#### DATA EXCERPT

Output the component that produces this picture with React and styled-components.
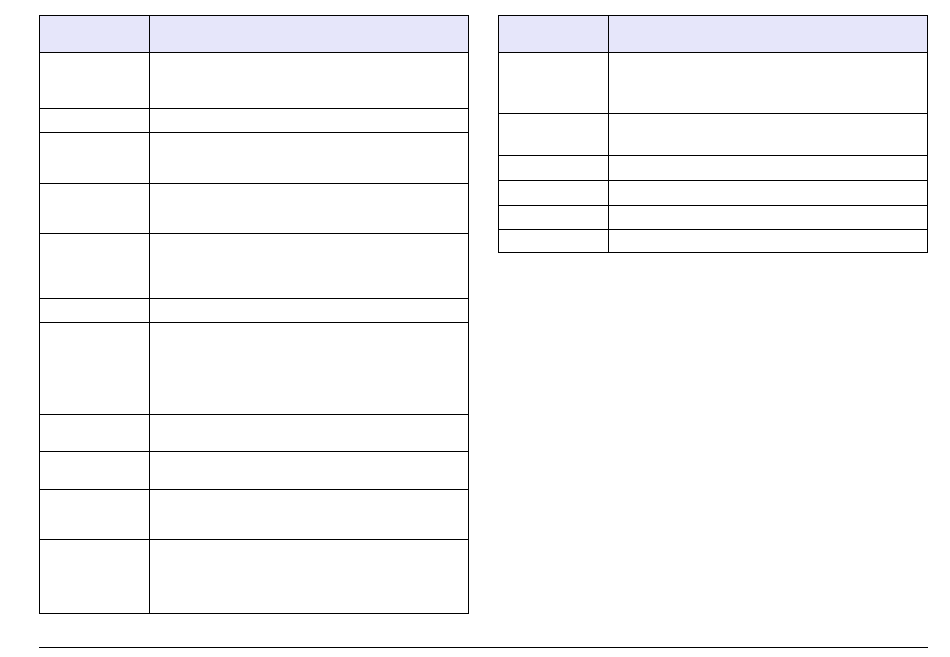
import React from 'react';
import styled, { createGlobalStyle } from 'styled-components';

const GlobalStyle = createGlobalStyle`
  html, body {
    margin: 0;
    padding: 0;
    background: #ffffff;
    font-family: "Liberation Sans", Arial, sans-serif;
  }
`;

/**
 * Row boundaries (y of each horizontal rule) read from the page
 */
const LEFT_LINES = [15, 52, 108, 132, 183, 233, 298, 322, 414, 451, 489, 539, 613];
const RIGHT_LINES = [15, 52, 113, 155, 180, 205, 229, 252];

const toHeights = (lines) => lines.slice(1).map((y, i) => y - lines[i]);

const Page = styled.div`
  width: 950px;
  height: 657px;
  box-sizing: border-box;
  padding: 15px 0 0 39px;
  display: flex;
  flex-direction: column;
`;

const Tables = styled.div`
  display: flex;
  align-items: flex-start;
  gap: 29px;
`;

const Table = styled.div`
  width: 430px;
  box-sizing: border-box;
  border: 1px solid #000;
  border-bottom: none;
  display: flex;
  flex-direction: column;
`;

const Row = styled.div`
  display: grid;
  grid-template-columns: 110px 1fr;
  box-sizing: border-box;
  border-bottom: 1px solid #000;
  background: ${({ $header }) => ($header ? '#e6e6fa' : '#ffffff')};
`;

const Cell = styled.div`
  box-sizing: border-box;
  font-size: 12px;
  color: #000;
  padding: 4px 6px;

  &:first-child {
    border-right: 1px solid #000;
  }
`;

const FooterRule = styled.div`
  width: 889px;
  height: 1px;
  background: #000;
  margin-top: 33px;
`;

const SpecTable = ({ lines }) => (
  <Table>
    {toHeights(lines).map((h, i) => (
      <Row key={i} $header={i === 0} style={{ height: h }}>
        <Cell />
        <Cell />
      </Row>
    ))}
  </Table>
);

export default function App() {
  return (
    <>
      <GlobalStyle />
      <Page>
        <Tables>
          <SpecTable lines={LEFT_LINES} />
          <SpecTable lines={RIGHT_LINES} />
        </Tables>
        <FooterRule />
      </Page>
    </>
  );
}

########

Leave out the pictures and print every line of the data exactly.

Output the component that produces this picture with React and styled-components.
import React from 'react';
import styled, { createGlobalStyle } from 'styled-components';

const GlobalStyle = createGlobalStyle`
  html, body {
    margin: 0;
    padding: 0;
    background: #ffffff;
    font-family: "Liberation Sans", Arial, sans-serif;
  }
`;

/**
 * Row boundaries (y of each horizontal rule) read from the page
 */
const LEFT_LINES = [15, 52, 108, 132, 183, 233, 298, 322, 414, 451, 489, 539, 613];
const RIGHT_LINES = [15, 52, 113, 155, 180, 205, 229, 252];

const toHeights = (lines) => lines.slice(1).map((y, i) => y - lines[i]);

const Page = styled.div`
  width: 950px;
  height: 657px;
  box-sizing: border-box;
  padding: 15px 0 0 39px;
  display: flex;
  flex-direction: column;
`;

const Tables = styled.div`
  display: flex;
  align-items: flex-start;
  gap: 29px;
`;

const Table = styled.div`
  width: 430px;
  box-sizing: border-box;
  border: 1px solid #000;
  border-bottom: none;
  display: flex;
  flex-direction: column;
`;

const Row = styled.div`
  display: grid;
  grid-template-columns: 110px 1fr;
  box-sizing: border-box;
  border-bottom: 1px solid #000;
  background: ${({ $header }) => ($header ? '#e6e6fa' : '#ffffff')};
`;

const Cell = styled.div`
  box-sizing: border-box;
  font-size: 12px;
  color: #000;
  padding: 4px 6px;

  &:first-child {
    border-right: 1px solid #000;
  }
`;

const FooterRule = styled.div`
  width: 889px;
  height: 1px;
  background: #000;
  margin-top: 33px;
`;

const SpecTable = ({ lines }) => (
  <Table>
    {toHeights(lines).map((h, i) => (
      <Row key={i} $header={i === 0} style={{ height: h }}>
        <Cell />
        <Cell />
      </Row>
    ))}
  </Table>
);

export default function App() {
  return (
    <>
      <GlobalStyle />
      <Page>
        <Tables>
          <SpecTable lines={LEFT_LINES} />
          <SpecTable lines={RIGHT_LINES} />
        </Tables>
        <FooterRule />
      </Page>
    </>
  );
}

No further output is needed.